Fastow gave his first open court testimony in the scandal on Tuesday, as the key witness in the prosecution of Enron’s two former top executives, founder Kenneth Lay and former chief executive officer Jeffrey Skilling.
He explained in court how he set up arcane side deals to help hide Enron’s massive losses and how Lay and Skilling not only sanctioned the deals but actively promoted his activities.
Fastow testified he structured off-balance sheet partnerships that would buy poorly performing investments from Enron “to take them off the books”.
These partnerships known as LJM1 and LJM2, helped disguise the company’s losses and would “help Enron make its numbers look they way it wanted to look,” Fastow said. The initials are those of Fastow’s wife and children.
He then told the court Skilling had instructed him to get him “as much of that juice as you can”, referring to the revenue generated by the entities. He admitted that he “stood to benefit financially greatly” from the side deals “whether they made money or not.”
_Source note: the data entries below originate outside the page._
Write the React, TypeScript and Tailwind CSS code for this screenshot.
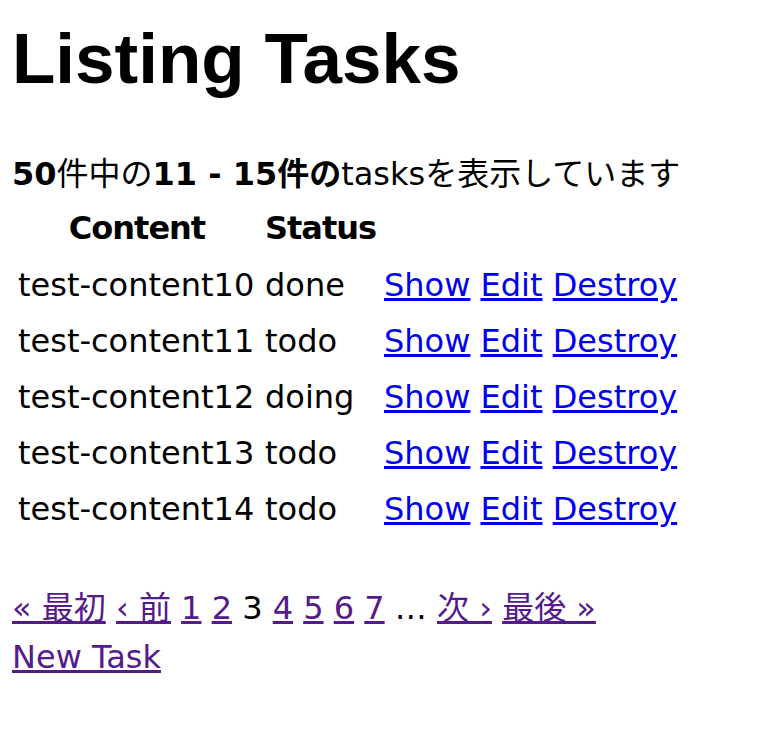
import React from "react";

const body = "font-['DejaVu_Sans','Noto_Sans_CJK_JP',sans-serif]";

const rows = [
  ["test-content10", "done"],
  ["test-content11", "todo"],
  ["test-content12", "doing"],
  ["test-content13", "todo"],
  ["test-content14", "todo"],
];

const linkBlue = "text-[#0000ee] underline";
const linkVisited = "text-[#551a8b] underline";

export default function App() {
  return (
    <div className={`${body} min-h-[740px] w-[760px] bg-white pl-[12px] text-[32px] text-black`}>
      <h1 className="pt-[23px] font-['Liberation_Sans','Noto_Sans_CJK_JP',sans-serif] text-[71px] font-bold leading-[71px]">
        Listing Tasks
      </h1>
      <div className="mt-[56px] h-[48px] whitespace-nowrap leading-[48px]">
        <b>50</b>件中の<b>11&nbsp;-&nbsp;15件の</b>tasksを表示しています
      </div>
      <div className="ml-[6px] mt-[2px] grid grid-cols-[238px_110px_auto] gap-x-[9px]">
        <div className="h-[57px] text-center font-bold leading-[57px] tracking-[-1px]">Content</div>
        <div className="h-[57px] text-center font-bold leading-[57px] tracking-[-1px] whitespace-nowrap">Status</div>
        <div className="h-[57px]" />
        {rows.map(([c, s]) => (
          <React.Fragment key={c}>
            <div className="h-[56px] whitespace-nowrap leading-[56px]">{c}</div>
            <div className="h-[56px] whitespace-nowrap leading-[56px]">{s}</div>
            <div className="h-[56px] whitespace-nowrap leading-[56px]">
              <a href="#" className={linkBlue}>Show</a>{" "}
              <a href="#" className={linkBlue}>Edit</a>{" "}
              <a href="#" className={linkBlue}>Destroy</a>
            </div>
          </React.Fragment>
        ))}
      </div>
      <nav className="mt-[46px] h-[50px] whitespace-nowrap leading-[50px]">
        <span><a href="#" className={linkVisited}>« 最初</a></span>{" "}
        <span><a href="#" className={linkVisited}>‹ 前</a></span>{" "}
        <span><a href="#" className={linkVisited}>1</a></span>{" "}
        <span><a href="#" className={linkVisited}>2</a></span>{" "}
        <span>3</span>{" "}
        <span><a href="#" className={linkVisited}>4</a></span>{" "}
        <span><a href="#" className={linkVisited}>5</a></span>{" "}
        <span><a href="#" className={linkVisited}>6</a></span>{" "}
        <span><a href="#" className={linkVisited}>7</a></span>{" "}
        <span>…</span>{" "}
        <span><a href="#" className={linkVisited}>次 ›</a></span>{" "}
        <span><a href="#" className={linkVisited}>最後 »</a></span>
      </nav>
      <div className="h-[48px] whitespace-nowrap leading-[48px]">
        <a href="#" className={linkVisited}>New Task</a>
      </div>
    </div>
  );
}
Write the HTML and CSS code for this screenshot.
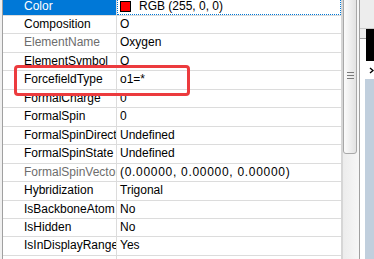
FILE: index.html
```html
<!DOCTYPE html>
<html lang="en">
<head>
    <meta charset="UTF-8">
    <title>Atom Properties</title>
    <link rel="stylesheet" href="styles.css">
</head>
<body>
    <div class="window">
        <div class="grid">
            <div class="rows">
                <div class="row selected">
                    <div class="name">Color</div>
                    <div class="value"><span class="swatch"></span>RGB (255, 0, 0)</div>
                </div>
                <div class="row"><div class="name">Composition</div><div class="value">O</div></div>
                <div class="row"><div class="name readonly">ElementName</div><div class="value">Oxygen</div></div>
                <div class="row"><div class="name">ElementSymbol</div><div class="value">O</div></div>
                <div class="row"><div class="name">ForcefieldType</div><div class="value">o1=*</div></div>
                <div class="row"><div class="name">FormalCharge</div><div class="value">0</div></div>
                <div class="row"><div class="name">FormalSpin</div><div class="value">0</div></div>
                <div class="row"><div class="name">FormalSpinDirection</div><div class="value">Undefined</div></div>
                <div class="row"><div class="name">FormalSpinState</div><div class="value">Undefined</div></div>
                <div class="row"><div class="name readonly">FormalSpinVector</div><div class="value vector">(0.00000, 0.00000, 0.00000)</div></div>
                <div class="row"><div class="name">Hybridization</div><div class="value">Trigonal</div></div>
                <div class="row"><div class="name">IsBackboneAtom</div><div class="value">No</div></div>
                <div class="row"><div class="name">IsHidden</div><div class="value">No</div></div>
                <div class="row"><div class="name">IsInDisplayRange</div><div class="value">Yes</div></div>
                <div class="row"><div class="name"></div><div class="value"></div></div>
            </div>
            <!-- highlight drawn over the grid -->
            <div class="callout"></div>
        </div>
        <div class="scrollbar">
            <div class="thumb"><span class="grip"></span></div>
        </div>
        <div class="side">
            <div class="side-top"></div>
            <div class="side-media">
                <div class="edge"></div>
                <div class="screen"></div>
            </div>
            <div class="side-arrow">
                <svg width="5" height="7" viewBox="0 0 5 7"><path d="M1 1 L4 3.5 L1 6" fill="none" stroke="#000" stroke-width="1.4"/></svg>
            </div>
            <div class="side-tree"></div>
        </div>
    </div>
</body>
</html>
```

FILE: styles.css
```css
body {
    margin: 0;
    width: 374px;
    height: 259px;
    overflow: hidden;
    background: #fff;
    font-family: "Liberation Sans", Arial, sans-serif;
    font-size: 12px;
    color: #000;
}

.window {
    display: flex;
    height: 259px;
}

/* property grid */
.grid {
    position: relative;
    flex: none;
    width: 341px;
    padding-left: 2px;
    background: #f0f0f0;
    box-sizing: border-box;
    overflow: hidden;
}

.rows {
    margin-top: -2.46px;
    border-left: 1px solid #a0a0a0;
    background: #fff;
    height: 280px;
}

.row {
    display: flex;
    height: 18.46px;
    box-sizing: border-box;
    border-bottom: 1px solid #dcdcdc;
}

.name {
    flex: none;
    width: 114px;
    padding-left: 21px;
    box-sizing: border-box;
    border-right: 1px solid #dcdcdc;
    line-height: 17.46px;
    white-space: nowrap;
    overflow: hidden;
}

.name.readonly {
    color: #6d6d6d;
}

.value {
    flex: 1;
    padding-left: 3px;
    line-height: 17.46px;
    white-space: nowrap;
    overflow: hidden;
}

.value.vector {
    letter-spacing: 0.7px;
}

.row.selected .name {
    background: #0078d7;
    color: #fff;
}

.row.selected .value {
    outline: 1px dotted #0078d7;
    outline-offset: -1px;
}

.swatch {
    display: inline-block;
    width: 11px;
    height: 11px;
    box-sizing: border-box;
    border: 1px solid #000;
    background: #f00;
    margin-right: 8px;
    vertical-align: -2px;
}

.callout {
    position: absolute;
    left: 14px;
    top: 65px;
    width: 176px;
    height: 31px;
    box-sizing: border-box;
    border: 3px solid #ec3b3e;
    border-radius: 4px;
}

/* scrollbar */
.scrollbar {
    flex: none;
    width: 16px;
    border-left: 2px solid #d6d6d6;
    background: linear-gradient(to right, #ececec, #f7f7f7);
}

.thumb {
    margin-top: -3px;
    width: 14px;
    height: 157px;
    box-sizing: border-box;
    border: 1px solid #a8a8a8;
    border-radius: 0 0 3px 3px;
    background: linear-gradient(to right, #fbfbfb, #e2e2e2);
    display: flex;
    align-items: center;
    justify-content: center;
}

.grip {
    width: 7px;
    height: 7px;
    background: repeating-linear-gradient(#7a7a7a 0 1px, transparent 1px 3px);
}

/* neighbouring panel */
.side {
    flex: none;
    width: 14px;
    border-left: 1px solid #a0a0a0;
    display: flex;
    flex-direction: column;
    background: #fff;
}

.side-top {
    height: 29px;
    background: #ededed;
    border-bottom: 1px solid #c8c8c8;
    box-sizing: border-box;
}

.side-media {
    height: 32px;
    display: flex;
}

.side-media .edge {
    width: 6px;
    height: 9px;
    background: #ededed;
    border-bottom: 1px solid #a0a0a0;
}

.side-media .screen {
    flex: 1;
    background: #000;
}

.side-arrow {
    height: 18px;
    display: flex;
    align-items: center;
    padding-left: 9px;
}

.side-tree {
    flex: 1;
    margin-left: 5px;
    background: #c1cfdd;
}
```
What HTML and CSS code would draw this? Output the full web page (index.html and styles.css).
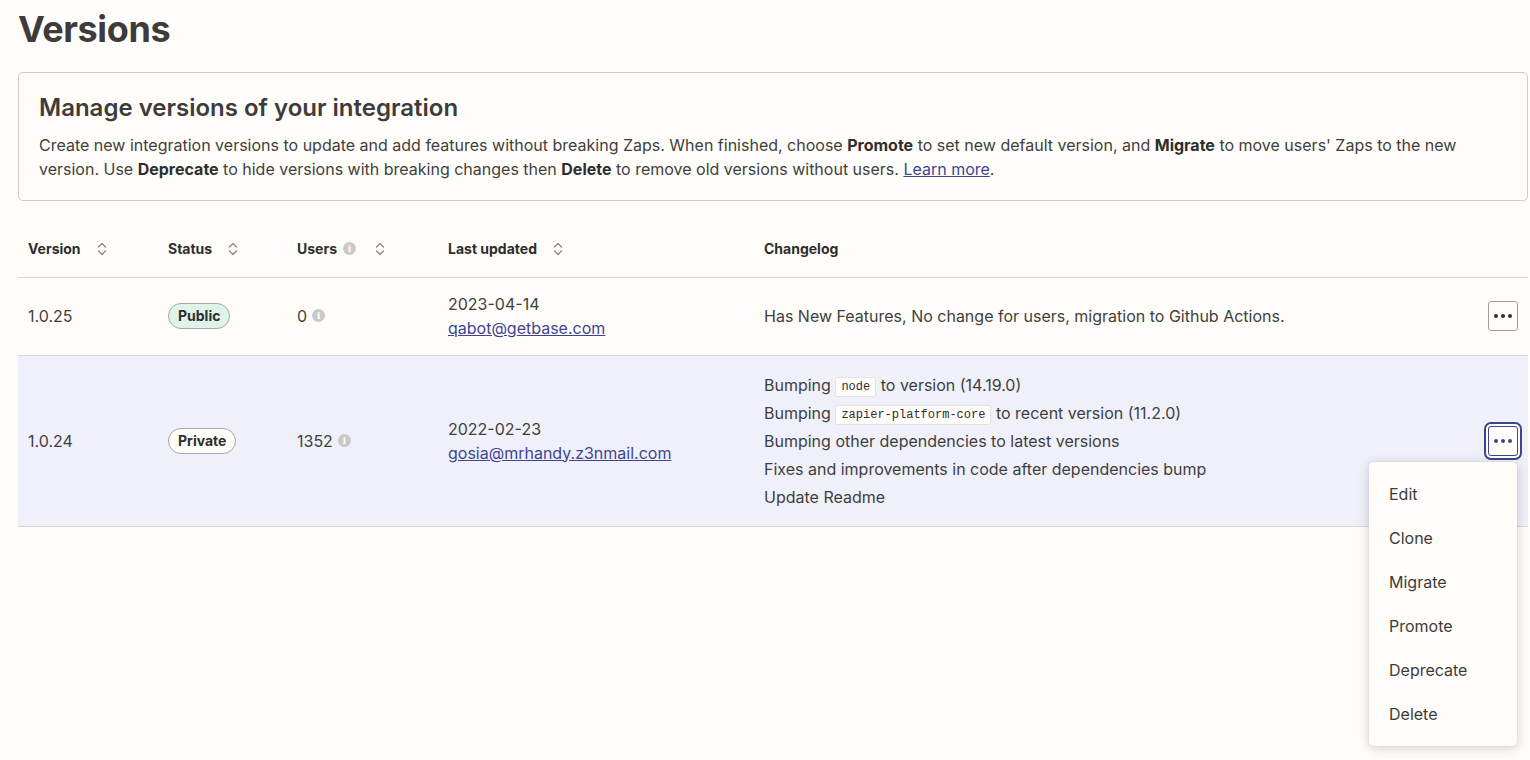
FILE: index.html
```html
<!DOCTYPE html>
<html lang="en">
<head>
<meta charset="utf-8">
<title>Versions</title>
<link rel="stylesheet" href="styles.css">
</head>
<body>
<main class="page">
  <h1 class="title">Versions</h1>
  <section class="card">
    <h2 class="card-title">Manage versions of your integration</h2>
    <p class="card-text">Create new integration versions to update and add features without breaking Zaps. When finished, choose <b>Promote</b> to set new default version, and <b>Migrate</b> to move users' Zaps to the new version. Use <b>Deprecate</b> to hide versions with breaking changes then <b>Delete</b> to remove old versions without users. <a href="#" class="link">Learn more</a>.</p>
  </section>

  <table class="versions">
    <colgroup>
      <col class="c-version"><col class="c-status"><col class="c-users"><col class="c-updated"><col class="c-log"><col class="c-action">
    </colgroup>
    <thead>
      <tr>
        <th><span class="th">Version <svg class="sort" viewBox="0 0 10 16" width="10" height="16"><path d="M1.5 6 5 2.5 8.5 6M1.5 10 5 13.5 8.5 10"/></svg></span></th>
        <th><span class="th">Status <svg class="sort" viewBox="0 0 10 16" width="10" height="16"><path d="M1.5 6 5 2.5 8.5 6M1.5 10 5 13.5 8.5 10"/></svg></span></th>
        <th><span class="th">Users <span class="info">i</span> <svg class="sort sort-wide" viewBox="0 0 10 16" width="10" height="16"><path d="M1.5 6 5 2.5 8.5 6M1.5 10 5 13.5 8.5 10"/></svg></span></th>
        <th><span class="th">Last updated <svg class="sort" viewBox="0 0 10 16" width="10" height="16"><path d="M1.5 6 5 2.5 8.5 6M1.5 10 5 13.5 8.5 10"/></svg></span></th>
        <th><span class="th">Changelog</span></th>
        <th></th>
      </tr>
    </thead>
    <tbody>
      <tr class="row row-first">
        <td>1.0.25</td>
        <td><span class="badge badge-public">Public</span></td>
        <td><span class="users">0 <span class="info">i</span></span></td>
        <td><div>2023-04-14</div><a href="#" class="link">qabot@getbase.com</a></td>
        <td>Has New Features, No change for users, migration to Github Actions.</td>
        <td class="action"><button class="more" aria-label="More"><span class="dot"></span><span class="dot"></span><span class="dot"></span></button></td>
      </tr>
      <tr class="row row-active">
        <td>1.0.24</td>
        <td><span class="badge badge-private">Private</span></td>
        <td><span class="users">1352 <span class="info">i</span></span></td>
        <td><div>2022-02-23</div><a href="#" class="link">gosia@mrhandy.z3nmail.com</a></td>
        <td class="log">
          <div>Bumping <code>node</code> to version (14.19.0)</div>
          <div>Bumping <code>zapier-platform-core</code> to recent version (11.2.0)</div>
          <div>Bumping other dependencies to latest versions</div>
          <div>Fixes and improvements in code after dependencies bump</div>
          <div>Update Readme</div>
        </td>
        <td class="action">
          <div class="anchor">
            <button class="more more-focus" aria-label="More"><span class="dot"></span><span class="dot"></span><span class="dot"></span></button>
            <ul class="menu">
              <li>Edit</li>
              <li>Clone</li>
              <li>Migrate</li>
              <li>Promote</li>
              <li>Deprecate</li>
              <li>Delete</li>
            </ul>
          </div>
        </td>
      </tr>
    </tbody>
  </table>
</main>
</body>
</html>
```

FILE: styles.css
```css
* { box-sizing: border-box; }
html, body { margin: 0; padding: 0; }
body {
  background: #fffdf9;
  color: #403f3e;
  font-family: Inter, "Noto Sans", Arial, sans-serif;
  font-size: 16px;
  line-height: 24px;
}
.page {
  padding: 0 2px 0 18px;
  min-height: 760px;
}
.title {
  font-size: 36px;
  line-height: 48px;
  font-weight: 700;
  letter-spacing: -0.4px;
  margin: 5px 0 19px;
  color: #3d3c3b;
}
.card {
  border: 1px solid #cfcdca;
  border-radius: 5px;
  padding: 19px 20px 19px 20px;
}
.card-title {
  margin: 0 0 9px;
  font-size: 24px;
  line-height: 32px;
  font-weight: 600;
  color: #3d3c3b;
}
.card-text {
  margin: 0;
  font-size: 16px;
  line-height: 24px;
}
.card-text b { font-weight: 700; color: #2d2e2e; }
.link { color: #3d4592; text-decoration: underline; }

.versions {
  margin-top: 20px;
  width: 100%;
  border-collapse: collapse;
  table-layout: fixed;
}
.c-version { width: 140px; }
.c-status { width: 129px; }
.c-users { width: 151px; }
.c-updated { width: 316px; }
.c-action { width: 60px; }
.versions th {
  height: 56px;
  text-align: left;
  padding: 0 10px;
  font-size: 14px;
  font-weight: 700;
  color: #2d2e2e;
  border-bottom: 1px solid #d6d5d3;
  vertical-align: middle;
}
.th { display: inline-flex; align-items: center; }
.sort {
  fill: none;
  stroke: #8c8b8a;
  stroke-width: 1.4;
  stroke-linecap: round;
  stroke-linejoin: round;
  margin-left: 16px;
}
.sort-wide { margin-left: 19px; }
.th .info { margin-left: 6px; }
.info {
  display: inline-flex;
  align-items: center;
  justify-content: center;
  width: 13px;
  height: 13px;
  border-radius: 50%;
  background: #cac9c7;
  color: #fffdf9;
  font-size: 10px;
  font-weight: 700;
  line-height: 1;
  font-family: "DejaVu Serif", serif;
}
.versions td {
  padding: 14px 10px;
  border-bottom: 1px solid #d6d5d3;
  vertical-align: middle;
  font-size: 16px;
  line-height: 24px;
}
.row-first td { height: 77px; padding-bottom: 15px; }
.row-active td { background: #eff0fa; height: 171px; }
.log div { line-height: 28px; height: 28px; }
code {
  font-family: "Liberation Mono", "DejaVu Sans Mono", monospace;
  font-size: 12px;
  line-height: 16px;
  background: #fffdf9;
  border: 1px solid #e3e2e0;
  border-radius: 2px;
  padding: 2px 5px;
  color: #2d2e2e;
  vertical-align: 1px;
}
.users { display: inline-flex; align-items: center; gap: 5px; }
.badge {
  display: inline-block;
  font-size: 14px;
  font-weight: 700;
  line-height: 24px;
  padding: 0 9px;
  border: 1px solid #a8a7a5;
  border-radius: 14px;
  color: #2d2e2e;
}
.badge-public { background: #dff3ea; }
.badge-private { background: #fffdf9; }

.action { text-align: right; }
.anchor { position: relative; display: inline-block; vertical-align: middle; }
.more {
  width: 30px;
  height: 30px;
  border: 1px solid #9f9e9c;
  border-radius: 3px;
  background: #fffdf9;
  display: inline-flex;
  align-items: center;
  justify-content: center;
  gap: 3px;
  padding: 0;
  vertical-align: middle;
}
.anchor .more { display: flex; }
.dot { width: 4px; height: 4px; border-radius: 50%; background: #2d2e2e; }
.more-focus {
  border-color: #3d4592;
  box-shadow: 0 0 0 2px #fffdf9, 0 0 0 4px #3d4592;
}
.more-focus .dot { background: #3d4592; }
.menu {
  position: absolute;
  top: 36px;
  right: 1px;
  width: 148px;
  margin: 0;
  padding: 10px 0;
  list-style: none;
  background: #fffdf9;
  border-radius: 4px;
  box-shadow: 0 2px 12px rgba(0,0,0,0.18), 0 0 1px rgba(0,0,0,0.25);
  text-align: left;
  z-index: 5;
}
.menu li {
  height: 44px;
  line-height: 44px;
  padding: 0 20px;
  font-size: 16px;
  font-weight: 400;
  color: #3d3c3b;
}
```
He received a guaranteed minimum of four million dollars in management fees from LJM1 alone. That does not include the millions more he made as a percentage of profits.
Fastow said Skilling was concerned about how much of the partnership could be disclosed to investors and analysts.
“Because it would attract attention, and if dissected, people would see what the purpose of the partnership was, which was to mask potentially hundreds of millions of dollars of losses,” Fastow testified.
Most important witness
Fastow, himself has already pleaded guilty and faces up to 10 years in prison on two counts of conspiracy. He struck a deal with prosecutors for a lighter sentence in exchange for helping authorities.
Ross Albert, an Atlanta securities lawyer and former enforcement lawyer for the US Securities and Exchange Commission told AFP that Fastow’s testimony is critical in this case.
Fastow “is the single most important witness in the case,” said Mr Albert. “He may be the key. If the jury doesn’t believe his testimony they may not convict at all.”
Because of Fastow’s high rank at the company, he is better able to show a more direct role of the CEOs in misleading investors.
Other former Enron executives who have testified in the case had more limited contact with Lay and Skilling, most of whom, like Fastow pleaded guilty in exchange for cooperating with authorities.
The Enron case has become a symbol of corporate greed in the United States and if convicted Lay and Skilling face lengthy prison terms.
Skilling alone faces 31 counts of conspiracy, securities fraud and insider trading while Lay, the Enron chairman, faces seven counts of conspiracy and securities fraud.
Lay also faces four counts of personal banking violations that will be tried separately later.